4.防災対策としての学校プールの活用について

 最後に、学校プールについて伺います。
 私は、昨年の第三回定例会で、学校プール廃止の動きが広がる中、子供の教育の観点から、廃止ではなく充実できるように都が支援していくべきと取り上げました。
 今日は、防災の観点から学校プールについて伺います。
 学校プールは消防活動において重要な水利だと考えますが、見解を伺います。

○吉田消防総監 震災時の消防活動において、防火水槽のほか、消防水利として使用できるプールや河川等の水利は重要であると認識しております。

○原委員 重要だということです。能登半島地震でも、断水の中、火災の対応で学校プールの水が使われ、大事さを改めて実感しました。
 また、学校は避難所にもなり、二〇二二年七月に、各都道府県防災担当主管部長宛ての国の通知では、飲料水や断水時のトイレ対策などについて充実強化を推進することを求めています。これは避難所の中でのことです。
 学校プールの水を避難所のトイレに活用したり、浄水して生活用水、飲料水として活用するための機器の購入などについて、補助はあるのか伺います。

○浜教育長 災害時に公立小中学校のプールの水を飲料水等に活用するための施設整備につきましては、プールを新築または改築するに当たって、浄化装置を備える工事や、既存のプールに必要な設備を備える工事に関して、設置者の財政負担に対する国の補助制度がございます。

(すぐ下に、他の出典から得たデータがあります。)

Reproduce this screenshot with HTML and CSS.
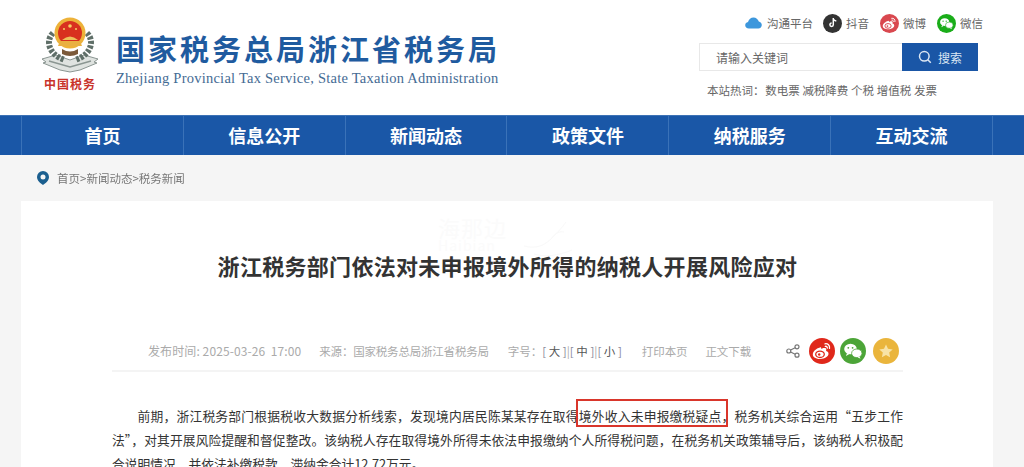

○原委員 今ご答弁いただいた補助というのは施設整備でして、浄水器などを購入する場合には対象となっていないと思います。
 国立教育政策研究所文教施設研究センターの避難所となる学校施設の防災機能に関する調査研究報告書に掲載されている都内の自治体の例では、避難所になっている学校で使えるようにと、各学校分の浄水器を導入しているということが紹介されています。こうした取組への支援が必要だと思っています。
 では、東京都地域防災計画の中で、被災後、断水した場合の避難所のトイレ対応についてはどのように示していますか。

○野間総務局長 東京都地域防災計画では、区市町村の役割として、断水した場合には、学校のプール、雨水貯留槽等を活用し、災害用トイレ等で必要となる生活用水を確保することとしております。
 また、発災後三日目までは、し尿収集車による収集を要しない携帯トイレや簡易トイレなどを避難所等に確保するよう努めることとしてございます。

○原委員 地域防災計画の中にも学校プールは位置づけられているわけですね。私は、改めて子供の教育の観点からも、同時に、その防災の観点からも、学校プールを存続していくことは重要だというふうに思います。
 昨年の夏に共産党都議団で実施した都内全区市町村に対する学校プールの調査でも、そのとき廃止の計画で進めていますという自治体も含めて、学校プールを防災のときには活用すると位置づけているんですね。
 ぜひとも、老朽化したプールなどを改築したいと考えたときには支援が必要だというふうに思います。ぜひとも補助の拡充と、そして東京都として、このプール改築への支援をするべきと考えますが、いかがですか。

○浜教育長 公立小中学校の施設整備の経費は、原則として、設置者である区市町村が負担することとされております。
 都は、区市町村に対しては、国の補助制度を活用し、施設整備が進められるよう支援をするとともに、国に対し、補助率の引上げ等を要望しております。